> [WRITTEN TASK] Transcribe everything in the data word for word. Pictures are left out.

╭─ RECORDED DATA

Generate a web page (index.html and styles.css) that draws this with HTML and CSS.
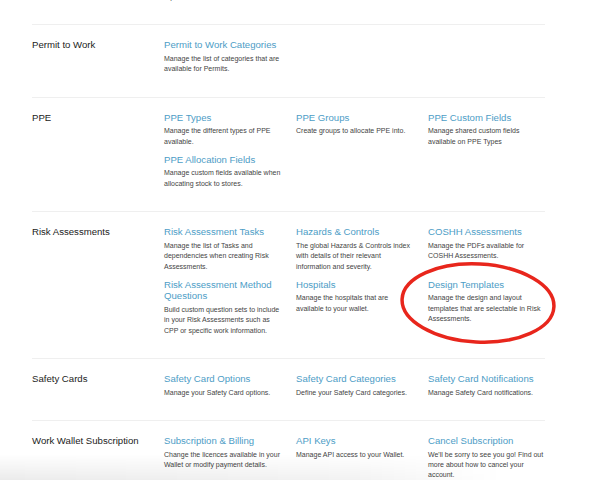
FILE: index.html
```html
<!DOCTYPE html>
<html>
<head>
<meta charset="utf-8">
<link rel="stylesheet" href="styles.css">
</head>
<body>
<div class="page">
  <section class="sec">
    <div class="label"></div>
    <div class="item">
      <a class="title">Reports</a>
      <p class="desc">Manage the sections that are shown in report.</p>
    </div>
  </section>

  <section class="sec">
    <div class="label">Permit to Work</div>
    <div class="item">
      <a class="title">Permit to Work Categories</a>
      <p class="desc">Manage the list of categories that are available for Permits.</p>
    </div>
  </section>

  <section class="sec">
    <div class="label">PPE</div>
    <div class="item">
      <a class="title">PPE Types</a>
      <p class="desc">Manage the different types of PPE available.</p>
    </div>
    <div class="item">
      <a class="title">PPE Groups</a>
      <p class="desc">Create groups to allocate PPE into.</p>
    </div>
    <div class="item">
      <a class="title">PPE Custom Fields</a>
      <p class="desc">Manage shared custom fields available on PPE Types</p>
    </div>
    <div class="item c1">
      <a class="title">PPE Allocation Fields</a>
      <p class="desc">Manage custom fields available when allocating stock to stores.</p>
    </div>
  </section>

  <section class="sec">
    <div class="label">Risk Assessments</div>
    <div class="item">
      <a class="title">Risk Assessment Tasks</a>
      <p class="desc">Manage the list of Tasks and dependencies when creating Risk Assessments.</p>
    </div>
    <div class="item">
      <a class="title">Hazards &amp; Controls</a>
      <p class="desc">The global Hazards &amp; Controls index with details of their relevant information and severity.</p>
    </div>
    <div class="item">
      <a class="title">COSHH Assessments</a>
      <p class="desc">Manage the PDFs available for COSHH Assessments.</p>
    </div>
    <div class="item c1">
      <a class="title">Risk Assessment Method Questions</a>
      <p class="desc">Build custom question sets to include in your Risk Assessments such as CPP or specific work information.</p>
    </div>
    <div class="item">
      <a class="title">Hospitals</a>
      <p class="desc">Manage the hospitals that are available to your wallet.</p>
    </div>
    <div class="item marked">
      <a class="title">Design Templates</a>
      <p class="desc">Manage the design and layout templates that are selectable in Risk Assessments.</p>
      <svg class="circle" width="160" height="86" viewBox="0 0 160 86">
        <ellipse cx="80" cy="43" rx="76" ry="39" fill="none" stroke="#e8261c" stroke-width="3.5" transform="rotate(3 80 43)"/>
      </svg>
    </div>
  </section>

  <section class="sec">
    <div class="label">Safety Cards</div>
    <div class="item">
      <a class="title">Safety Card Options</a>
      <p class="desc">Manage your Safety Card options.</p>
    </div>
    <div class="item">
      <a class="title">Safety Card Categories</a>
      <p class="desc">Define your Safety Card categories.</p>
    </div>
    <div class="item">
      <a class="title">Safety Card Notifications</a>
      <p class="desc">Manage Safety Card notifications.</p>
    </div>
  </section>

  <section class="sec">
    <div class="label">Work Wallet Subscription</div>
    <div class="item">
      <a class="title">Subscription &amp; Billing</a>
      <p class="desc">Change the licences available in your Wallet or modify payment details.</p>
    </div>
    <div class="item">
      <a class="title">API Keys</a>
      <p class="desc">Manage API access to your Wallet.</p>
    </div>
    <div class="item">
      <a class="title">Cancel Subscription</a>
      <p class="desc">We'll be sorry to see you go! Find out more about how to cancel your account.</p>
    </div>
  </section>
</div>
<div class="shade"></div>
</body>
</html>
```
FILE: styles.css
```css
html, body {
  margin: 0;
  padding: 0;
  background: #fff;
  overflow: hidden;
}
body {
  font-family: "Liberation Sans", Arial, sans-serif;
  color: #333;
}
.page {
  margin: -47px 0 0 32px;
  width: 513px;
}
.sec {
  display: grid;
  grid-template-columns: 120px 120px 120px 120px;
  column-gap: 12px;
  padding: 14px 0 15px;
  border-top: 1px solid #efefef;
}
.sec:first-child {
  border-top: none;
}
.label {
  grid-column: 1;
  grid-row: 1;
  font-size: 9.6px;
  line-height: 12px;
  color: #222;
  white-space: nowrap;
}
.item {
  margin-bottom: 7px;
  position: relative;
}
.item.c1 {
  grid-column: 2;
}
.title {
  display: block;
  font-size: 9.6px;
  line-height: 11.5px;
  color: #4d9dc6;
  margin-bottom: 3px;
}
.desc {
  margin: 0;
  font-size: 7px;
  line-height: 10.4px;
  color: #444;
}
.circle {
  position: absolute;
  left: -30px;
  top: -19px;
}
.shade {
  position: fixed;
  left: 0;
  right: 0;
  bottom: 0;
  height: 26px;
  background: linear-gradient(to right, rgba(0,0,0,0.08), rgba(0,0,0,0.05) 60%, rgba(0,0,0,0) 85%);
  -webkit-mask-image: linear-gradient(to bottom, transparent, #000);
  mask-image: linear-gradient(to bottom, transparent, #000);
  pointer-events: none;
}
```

╰─

> [EXERCISE ANSWER]
Generate a web page (index.html and styles.css) that draws this with HTML and CSS.
FILE: index.html
```html
<!DOCTYPE html>
<html>
<head>
<meta charset="utf-8">
<link rel="stylesheet" href="styles.css">
</head>
<body>
<div class="page">
  <section class="sec">
    <div class="label"></div>
    <div class="item">
      <a class="title">Reports</a>
      <p class="desc">Manage the sections that are shown in report.</p>
    </div>
  </section>

  <section class="sec">
    <div class="label">Permit to Work</div>
    <div class="item">
      <a class="title">Permit to Work Categories</a>
      <p class="desc">Manage the list of categories that are available for Permits.</p>
    </div>
  </section>

  <section class="sec">
    <div class="label">PPE</div>
    <div class="item">
      <a class="title">PPE Types</a>
      <p class="desc">Manage the different types of PPE available.</p>
    </div>
    <div class="item">
      <a class="title">PPE Groups</a>
      <p class="desc">Create groups to allocate PPE into.</p>
    </div>
    <div class="item">
      <a class="title">PPE Custom Fields</a>
      <p class="desc">Manage shared custom fields available on PPE Types</p>
    </div>
    <div class="item c1">
      <a class="title">PPE Allocation Fields</a>
      <p class="desc">Manage custom fields available when allocating stock to stores.</p>
    </div>
  </section>

  <section class="sec">
    <div class="label">Risk Assessments</div>
    <div class="item">
      <a class="title">Risk Assessment Tasks</a>
      <p class="desc">Manage the list of Tasks and dependencies when creating Risk Assessments.</p>
    </div>
    <div class="item">
      <a class="title">Hazards &amp; Controls</a>
      <p class="desc">The global Hazards &amp; Controls index with details of their relevant information and severity.</p>
    </div>
    <div class="item">
      <a class="title">COSHH Assessments</a>
      <p class="desc">Manage the PDFs available for COSHH Assessments.</p>
    </div>
    <div class="item c1">
      <a class="title">Risk Assessment Method Questions</a>
      <p class="desc">Build custom question sets to include in your Risk Assessments such as CPP or specific work information.</p>
    </div>
    <div class="item">
      <a class="title">Hospitals</a>
      <p class="desc">Manage the hospitals that are available to your wallet.</p>
    </div>
    <div class="item marked">
      <a class="title">Design Templates</a>
      <p class="desc">Manage the design and layout templates that are selectable in Risk Assessments.</p>
      <svg class="circle" width="160" height="86" viewBox="0 0 160 86">
        <ellipse cx="80" cy="43" rx="76" ry="39" fill="none" stroke="#e8261c" stroke-width="3.5" transform="rotate(3 80 43)"/>
      </svg>
    </div>
  </section>

  <section class="sec">
    <div class="label">Safety Cards</div>
    <div class="item">
      <a class="title">Safety Card Options</a>
      <p class="desc">Manage your Safety Card options.</p>
    </div>
    <div class="item">
      <a class="title">Safety Card Categories</a>
      <p class="desc">Define your Safety Card categories.</p>
    </div>
    <div class="item">
      <a class="title">Safety Card Notifications</a>
      <p class="desc">Manage Safety Card notifications.</p>
    </div>
  </section>

  <section class="sec">
    <div class="label">Work Wallet Subscription</div>
    <div class="item">
      <a class="title">Subscription &amp; Billing</a>
      <p class="desc">Change the licences available in your Wallet or modify payment details.</p>
    </div>
    <div class="item">
      <a class="title">API Keys</a>
      <p class="desc">Manage API access to your Wallet.</p>
    </div>
    <div class="item">
      <a class="title">Cancel Subscription</a>
      <p class="desc">We'll be sorry to see you go! Find out more about how to cancel your account.</p>
    </div>
  </section>
</div>
<div class="shade"></div>
</body>
</html>
```
FILE: styles.css
```css
html, body {
  margin: 0;
  padding: 0;
  background: #fff;
  overflow: hidden;
}
body {
  font-family: "Liberation Sans", Arial, sans-serif;
  color: #333;
}
.page {
  margin: -47px 0 0 32px;
  width: 513px;
}
.sec {
  display: grid;
  grid-template-columns: 120px 120px 120px 120px;
  column-gap: 12px;
  padding: 14px 0 15px;
  border-top: 1px solid #efefef;
}
.sec:first-child {
  border-top: none;
}
.label {
  grid-column: 1;
  grid-row: 1;
  font-size: 9.6px;
  line-height: 12px;
  color: #222;
  white-space: nowrap;
}
.item {
  margin-bottom: 7px;
  position: relative;
}
.item.c1 {
  grid-column: 2;
}
.title {
  display: block;
  font-size: 9.6px;
  line-height: 11.5px;
  color: #4d9dc6;
  margin-bottom: 3px;
}
.desc {
  margin: 0;
  font-size: 7px;
  line-height: 10.4px;
  color: #444;
}
.circle {
  position: absolute;
  left: -30px;
  top: -19px;
}
.shade {
  position: fixed;
  left: 0;
  right: 0;
  bottom: 0;
  height: 26px;
  background: linear-gradient(to right, rgba(0,0,0,0.08), rgba(0,0,0,0.05) 60%, rgba(0,0,0,0) 85%);
  -webkit-mask-image: linear-gradient(to bottom, transparent, #000);
  mask-image: linear-gradient(to bottom, transparent, #000);
  pointer-events: none;
}
```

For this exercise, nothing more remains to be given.